Given material
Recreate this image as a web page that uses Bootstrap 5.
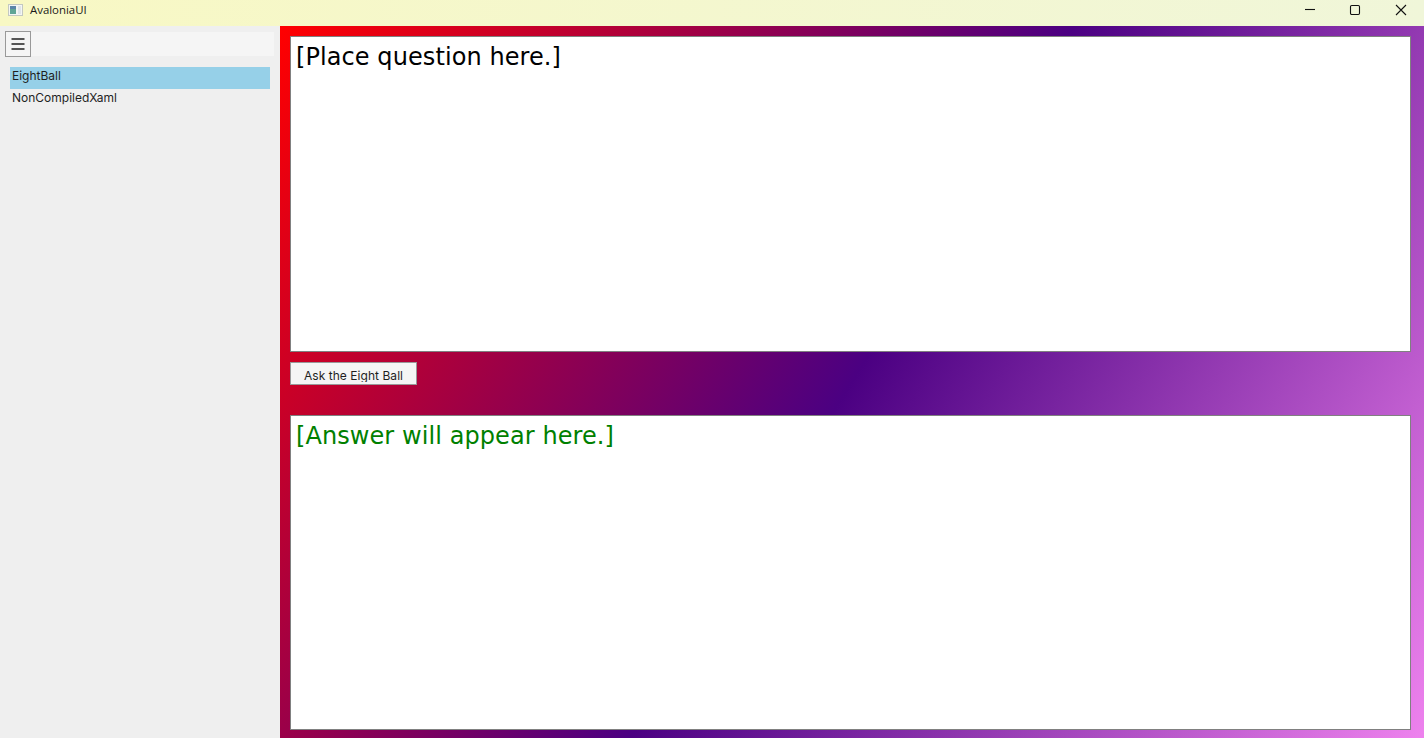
<!DOCTYPE html>
<html>
<head>
    <title>AvaloniaUI</title>
    <link rel="stylesheet" href="https://cdn.jsdelivr.net/npm/bootstrap@5.3.2/dist/css/bootstrap.min.css">
    <style>
        body { background: #efefef; overflow: hidden; font-family: "Inter", sans-serif; }
        .app-shell { height: 738px; }
        .title-strip { height: 26px; background: linear-gradient(90deg, #f8f8c4, #f0f6d9); font-family: "Open Sans", sans-serif; font-size: 11.4px; line-height: 20px; color: #1a1a1a; }
        .app-icon { margin: 4px 7px 0 8px; }
        .win-btn { width: 46px; height: 26px; padding-top: 4px; }
        .win-btn-first { padding-left: 2px; }
        .side-pane { width: 280px; background: #efefef; font-size: 12px; color: #1f1f1f; }
        .burger-strip { margin: 6px 6px 0 5px; height: 24px; background: #f5f5f5; }
        .burger-btn { width: 26px; height: 26px; padding: 0; position: relative; top: -1px; background: #f5f5f5; border: 1px solid #999; border-radius: 0; }
        .burger-btn:hover { background: #f5f5f5; border-color: #999; }
        .page-list { margin: 11px 10px 0; border-radius: 0; }
        .page-list .list-group-item { height: 22px; padding: 0 2px; background: transparent; border: 0; color: #1f1f1f; line-height: 18px; font-size: 12px; }
        .page-list .list-group-item.active { background: #96d0e8; color: #1f1f1f; }
        .main-pane { background: linear-gradient(121.9deg, #f00 0%, #4b0082 50%, #ee82ee 100%); padding: 10px 13px 8px 10px; }
        .text-pane { background: #fff; border: 1px solid #808080; font-family: "DejaVu Sans", sans-serif; font-size: 24px; letter-spacing: 0.08px; line-height: 30px; padding: 5px 5px 3px; color: #000; }
        .pane-top { height: 316px; }
        .pane-bottom { height: 315px; color: #008000; }
        .ask-btn { width: 127px; height: 23px; padding: 2px 0 0; margin: 10px 0 30px; background: #f5f5f5; border: 1px solid #999; border-radius: 0; color: #1f1f1f; font-size: 12px; letter-spacing: 0.05px; line-height: 16px; }
        .ask-btn:hover { background: #f5f5f5; color: #1f1f1f; border-color: #999; }
        .ask-clip { display: block; height: 14px; overflow: hidden; }
    </style>
</head>
<body>
    <div class="app-shell d-flex flex-column">
        <div class="title-strip d-flex align-items-start">
            <svg class="app-icon" width="15" height="12" viewBox="0 0 15 12">
                <rect x="0.5" y="0.5" width="14" height="11" fill="#f4f6f4" stroke="#c3c8c2"/>
                <rect x="2" y="2" width="6" height="8" fill="#5fa596"/>
                <rect x="2" y="2" width="6" height="3" fill="#5b85a8"/>
                <rect x="10" y="2" width="3" height="8" fill="#dfe5e9"/>
            </svg>
            <span class="flex-grow-1 pt-1 lh-1">AvaloniaUI</span>
            <div class="win-btn win-btn-first d-flex justify-content-center">
                <svg width="12" height="12" viewBox="0 0 12 12"><path d="M1 5.5h10" stroke="#111" stroke-width="1.1" fill="none"/></svg>
            </div>
            <div class="win-btn d-flex justify-content-center">
                <svg width="12" height="12" viewBox="0 0 12 12"><rect x="1.5" y="1.5" width="9" height="9" rx="1.2" stroke="#111" stroke-width="1.1" fill="none"/></svg>
            </div>
            <div class="win-btn d-flex justify-content-center">
                <svg width="12" height="12" viewBox="0 0 12 12"><path d="M1 1l10 10M11 1L1 11" stroke="#111" stroke-width="1.1" fill="none"/></svg>
            </div>
        </div>
        <div class="d-flex flex-grow-1">
            <div class="side-pane flex-shrink-0">
                <div class="burger-strip">
                    <button class="btn burger-btn d-flex align-items-center justify-content-center">
                        <svg width="14" height="12" viewBox="0 0 14 12"><path d="M0.5 1h13M0.5 6h13M0.5 11h13" stroke="#222" stroke-width="1.3" fill="none"/></svg>
                    </button>
                </div>
                <div class="list-group page-list">
                    <div class="list-group-item active">EightBall</div>
                    <div class="list-group-item">NonCompiledXaml</div>
                </div>
            </div>
            <div class="main-pane flex-grow-1 d-flex flex-column align-items-start">
                <div class="text-pane pane-top w-100">[Place question here.]</div>
                <button class="btn ask-btn"><span class="ask-clip">Ask the Eight Ball</span></button>
                <div class="text-pane pane-bottom w-100">[Answer will appear here.]</div>
            </div>
        </div>
    </div>
    <script src="https://cdn.jsdelivr.net/npm/bootstrap@5.3.2/dist/js/bootstrap.bundle.min.js"></script>
</body>
</html>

What you are asked to do
Keep the pictures out of the copy and return the rest of the data above exactly.

Written reply
Recreate this image as a web page that uses Bootstrap 5.
<!DOCTYPE html>
<html>
<head>
    <title>AvaloniaUI</title>
    <link rel="stylesheet" href="https://cdn.jsdelivr.net/npm/bootstrap@5.3.2/dist/css/bootstrap.min.css">
    <style>
        body { background: #efefef; overflow: hidden; font-family: "Inter", sans-serif; }
        .app-shell { height: 738px; }
        .title-strip { height: 26px; background: linear-gradient(90deg, #f8f8c4, #f0f6d9); font-family: "Open Sans", sans-serif; font-size: 11.4px; line-height: 20px; color: #1a1a1a; }
        .app-icon { margin: 4px 7px 0 8px; }
        .win-btn { width: 46px; height: 26px; padding-top: 4px; }
        .win-btn-first { padding-left: 2px; }
        .side-pane { width: 280px; background: #efefef; font-size: 12px; color: #1f1f1f; }
        .burger-strip { margin: 6px 6px 0 5px; height: 24px; background: #f5f5f5; }
        .burger-btn { width: 26px; height: 26px; padding: 0; position: relative; top: -1px; background: #f5f5f5; border: 1px solid #999; border-radius: 0; }
        .burger-btn:hover { background: #f5f5f5; border-color: #999; }
        .page-list { margin: 11px 10px 0; border-radius: 0; }
        .page-list .list-group-item { height: 22px; padding: 0 2px; background: transparent; border: 0; color: #1f1f1f; line-height: 18px; font-size: 12px; }
        .page-list .list-group-item.active { background: #96d0e8; color: #1f1f1f; }
        .main-pane { background: linear-gradient(121.9deg, #f00 0%, #4b0082 50%, #ee82ee 100%); padding: 10px 13px 8px 10px; }
        .text-pane { background: #fff; border: 1px solid #808080; font-family: "DejaVu Sans", sans-serif; font-size: 24px; letter-spacing: 0.08px; line-height: 30px; padding: 5px 5px 3px; color: #000; }
        .pane-top { height: 316px; }
        .pane-bottom { height: 315px; color: #008000; }
        .ask-btn { width: 127px; height: 23px; padding: 2px 0 0; margin: 10px 0 30px; background: #f5f5f5; border: 1px solid #999; border-radius: 0; color: #1f1f1f; font-size: 12px; letter-spacing: 0.05px; line-height: 16px; }
        .ask-btn:hover { background: #f5f5f5; color: #1f1f1f; border-color: #999; }
        .ask-clip { display: block; height: 14px; overflow: hidden; }
    </style>
</head>
<body>
    <div class="app-shell d-flex flex-column">
        <div class="title-strip d-flex align-items-start">
            <svg class="app-icon" width="15" height="12" viewBox="0 0 15 12">
                <rect x="0.5" y="0.5" width="14" height="11" fill="#f4f6f4" stroke="#c3c8c2"/>
                <rect x="2" y="2" width="6" height="8" fill="#5fa596"/>
                <rect x="2" y="2" width="6" height="3" fill="#5b85a8"/>
                <rect x="10" y="2" width="3" height="8" fill="#dfe5e9"/>
            </svg>
            <span class="flex-grow-1 pt-1 lh-1">AvaloniaUI</span>
            <div class="win-btn win-btn-first d-flex justify-content-center">
                <svg width="12" height="12" viewBox="0 0 12 12"><path d="M1 5.5h10" stroke="#111" stroke-width="1.1" fill="none"/></svg>
            </div>
            <div class="win-btn d-flex justify-content-center">
                <svg width="12" height="12" viewBox="0 0 12 12"><rect x="1.5" y="1.5" width="9" height="9" rx="1.2" stroke="#111" stroke-width="1.1" fill="none"/></svg>
            </div>
            <div class="win-btn d-flex justify-content-center">
                <svg width="12" height="12" viewBox="0 0 12 12"><path d="M1 1l10 10M11 1L1 11" stroke="#111" stroke-width="1.1" fill="none"/></svg>
            </div>
        </div>
        <div class="d-flex flex-grow-1">
            <div class="side-pane flex-shrink-0">
                <div class="burger-strip">
                    <button class="btn burger-btn d-flex align-items-center justify-content-center">
                        <svg width="14" height="12" viewBox="0 0 14 12"><path d="M0.5 1h13M0.5 6h13M0.5 11h13" stroke="#222" stroke-width="1.3" fill="none"/></svg>
                    </button>
                </div>
                <div class="list-group page-list">
                    <div class="list-group-item active">EightBall</div>
                    <div class="list-group-item">NonCompiledXaml</div>
                </div>
            </div>
            <div class="main-pane flex-grow-1 d-flex flex-column align-items-start">
                <div class="text-pane pane-top w-100">[Place question here.]</div>
                <button class="btn ask-btn"><span class="ask-clip">Ask the Eight Ball</span></button>
                <div class="text-pane pane-bottom w-100">[Answer will appear here.]</div>
            </div>
        </div>
    </div>
    <script src="https://cdn.jsdelivr.net/npm/bootstrap@5.3.2/dist/js/bootstrap.bundle.min.js"></script>
</body>
</html>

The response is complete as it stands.